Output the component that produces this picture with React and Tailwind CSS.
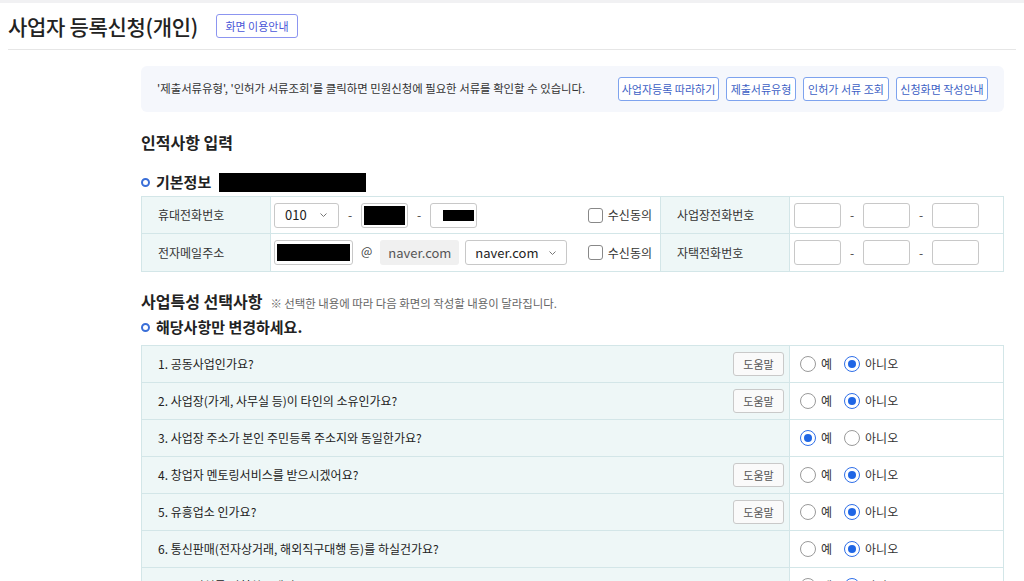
import React from 'react';

const FONT = { fontFamily: '"Noto Sans CJK KR", "Noto Sans", sans-serif' };

const Bullet = () => (
  <span className="inline-block w-[9px] h-[9px] rounded-full border-2 border-[#3a6fd8] mr-[6px]" />
);

const Dash = () => <span className="w-[22px] text-center text-[12px] text-[#444]">-</span>;

const Chevron = () => (
  <svg width="9" height="6" viewBox="0 0 9 6" className="text-[#777]">
    <path d="M1.5 1.5 L4.5 4.5 L7.5 1.5" fill="none" stroke="currentColor" strokeWidth="1" />
  </svg>
);

const Checkbox = ({ label }) => (
  <label className="flex items-center gap-[5px] text-[12px] text-[#333]">
    <span className="w-[15px] h-[15px] rounded-[3px] border border-[#888] bg-white" />
    {label}
  </label>
);

const Radio = ({ checked, label }) => (
  <span className="flex items-center gap-[5px] text-[12px] text-[#333]">
    {checked ? (
      <span className="w-[16px] h-[16px] rounded-full border border-[#2f6fe8] bg-white flex items-center justify-center">
        <span className="w-[8px] h-[8px] rounded-full bg-[#1f66e5]" />
      </span>
    ) : (
      <span className="w-[16px] h-[16px] rounded-full border border-[#9a9a9a] bg-white" />
    )}
    {label}
  </span>
);

const Input = ({ w, redact }) => (
  <span className={`h-[25px] ${w} rounded-[3px] border border-[#c8c8c8] bg-white flex items-center px-[2px]`}>
    {redact}
  </span>
);

const questions = [
  { q: '1. 공동사업인가요?', help: true, yes: false },
  { q: '2. 사업장(가게, 사무실 등)이 타인의 소유인가요?', help: true, yes: false },
  { q: '3. 사업장 주소가 본인 주민등록 주소지와 동일한가요?', help: false, yes: true },
  { q: '4. 창업자 멘토링서비스를 받으시겠어요?', help: true, yes: false },
  { q: '5. 유흥업소 인가요?', help: true, yes: false },
  { q: '6. 통신판매(전자상거래, 해외직구대행 등)를 하실건가요?', help: false, yes: false },
  { q: '7. 주류면허를 신청하시겠어요?', help: false, yes: false },
];

const guideButtons = [
  { t: '사업자등록 따라하기', w: 'w-[101px]' },
  { t: '제출서류유형', w: 'w-[70px]' },
  { t: '인허가 서류 조회', w: 'w-[86px]' },
  { t: '신청화면 작성안내', w: 'w-[92px]' },
];

export default function App() {
  return (
    <div style={FONT} className="bg-white min-h-screen text-[#222]">
      <div className="h-[3px] bg-[#f1f1f3]" />

      {/* page title */}
      <div className="mx-[8px] h-[47px] flex items-center border-b border-[#e6e6e6]">
        <h1 className="text-[21px] font-medium text-[#222] leading-none tracking-[-0.3px]">사업자 등록신청(개인)</h1>
        <button className="ml-[18px] h-[24px] w-[82px] rounded-[3px] border border-[#8c95f0] text-[11px] text-[#4a56d8] bg-white">
          화면 이용안내
        </button>
      </div>

      <div className="ml-[141px] mr-[20px]">
        {/* info box */}
        <div className="mt-[16px] h-[46px] rounded-[6px] bg-[#f5f7fc] flex items-center pl-[16px] pr-[16px]">
          <p className="text-[11.4px] text-[#333]">
            '제출서류유형', '인허가 서류조회'를 클릭하면 민원신청에 필요한 서류를 확인할 수 있습니다.
          </p>
          <div className="ml-auto flex gap-[7px]">
            {guideButtons.map((b) => (
              <button
                key={b.t}
                className={`h-[24px] ${b.w} rounded-[3px] border border-[#7ea3ee] bg-white text-[11px] text-[#3d5fc4] whitespace-nowrap`}
              >
                {b.t}
              </button>
            ))}
          </div>
        </div>

        <h2 className="mt-[18px] text-[16px] font-bold text-[#222] leading-[24px]">인적사항 입력</h2>

        <div className="mt-[17px] flex items-center h-[22px]">
          <Bullet />
          <span className="text-[15px] font-bold text-[#222]">기본정보</span>
          <span className="ml-[8px] w-[147px] h-[19px] bg-black" />
        </div>

        {/* basic info table */}
        <div className="mt-[3px] grid grid-cols-[129px_390px_129px_1fr] border border-[#d3e6e8] text-[12px]">
          <div className="h-[37px] bg-[#eef7f7] border-r border-b border-[#d3e6e8] flex items-center pl-[16px] text-[#333]">휴대전화번호</div>
          <div className="h-[37px] border-r border-b border-[#d3e6e8] flex items-center pl-[3px] pr-[8px]">
            <span className="h-[25px] w-[65px] rounded-[3px] border border-[#c8c8c8] bg-white flex items-center justify-between px-[10px] text-[13px] text-[#222]">
              010 <Chevron />
            </span>
            <Dash />
            <Input w="w-[47px]" redact={<span className="w-[42px] h-[19px] bg-black" />} />
            <Dash />
            <Input w="w-[47px]" redact={<span className="ml-[10px] w-[34px] h-[11px] bg-black" />} />
            <span className="ml-auto"><Checkbox label="수신동의" /></span>
          </div>
          <div className="h-[37px] bg-[#eef7f7] border-r border-b border-[#d3e6e8] flex items-center pl-[16px] text-[#333]">사업장전화번호</div>
          <div className="h-[37px] border-b border-[#d3e6e8] flex items-center pl-[4px]">
            <Input w="w-[47px]" />
            <Dash />
            <Input w="w-[47px]" />
            <Dash />
            <Input w="w-[47px]" />
          </div>

          <div className="h-[37px] bg-[#eef7f7] border-r border-[#d3e6e8] flex items-center pl-[16px] text-[#333]">전자메일주소</div>
          <div className="h-[37px] border-r border-[#d3e6e8] flex items-center pl-[3px] pr-[8px]">
            <Input w="w-[79px]" redact={<span className="w-[74px] h-[17px] bg-black" />} />
            <span className="mx-[8px] text-[12px] text-[#444] -mt-[4px]">@</span>
            <span className="h-[25px] w-[79px] rounded-[3px] bg-[#f0f0f0] flex items-center justify-center text-[13px] text-[#555]">naver.com</span>
            <span className="ml-[6px] h-[25px] w-[102px] rounded-[3px] border border-[#c8c8c8] bg-white flex items-center justify-between px-[9px] text-[13px] text-[#222]">
              naver.com <Chevron />
            </span>
            <span className="ml-auto"><Checkbox label="수신동의" /></span>
          </div>
          <div className="h-[37px] bg-[#eef7f7] border-r border-[#d3e6e8] flex items-center pl-[16px] text-[#333]">자택전화번호</div>
          <div className="h-[37px] flex items-center pl-[4px]">
            <Input w="w-[47px]" />
            <Dash />
            <Input w="w-[47px]" />
            <Dash />
            <Input w="w-[47px]" />
          </div>
        </div>

        <div className="mt-[17px] flex items-baseline gap-[8px]">
          <h2 className="text-[16px] font-bold text-[#222]">사업특성 선택사항</h2>
          <span className="text-[11.4px] text-[#666]">※ 선택한 내용에 따라 다음 화면의 작성할 내용이 달라집니다.</span>
        </div>

        <div className="mt-[3px] flex items-center h-[22px]">
          <Bullet />
          <span className="text-[15px] font-bold text-[#222]">해당사항만 변경하세요.</span>
        </div>

        {/* business characteristics */}
        <div className="mt-[7px] grid grid-cols-[648px_1fr] border-x border-t border-[#d3e6e8]">
          {questions.map((r) => (
            <React.Fragment key={r.q}>
              <div className="h-[37px] bg-[#eef7f7] border-r border-b border-[#d3e6e8] flex items-center pl-[16px] pr-[5px]">
                <span className="text-[12px] text-[#222]">{r.q}</span>
                {r.help && (
                  <button className="ml-auto h-[24px] w-[51px] rounded-[3px] border border-[#c9c9c9] bg-[#fafafa] text-[11px] text-[#555]">
                    도움말
                  </button>
                )}
              </div>
              <div className="h-[37px] border-b border-[#d3e6e8] flex items-center pl-[10px] gap-[12px]">
                <Radio checked={r.yes} label="예" />
                <Radio checked={!r.yes} label="아니오" />
              </div>
            </React.Fragment>
          ))}
        </div>
      </div>
    </div>
  );
}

• _EXERCISE GOAL_
Pick out the lines that include the word "React" and write them out.

• _EXERCISE RESPONSE_
Output the component that produces this picture with React and Tailwind CSS.
import React from 'react';
            <React.Fragment key={r.q}>
            </React.Fragment>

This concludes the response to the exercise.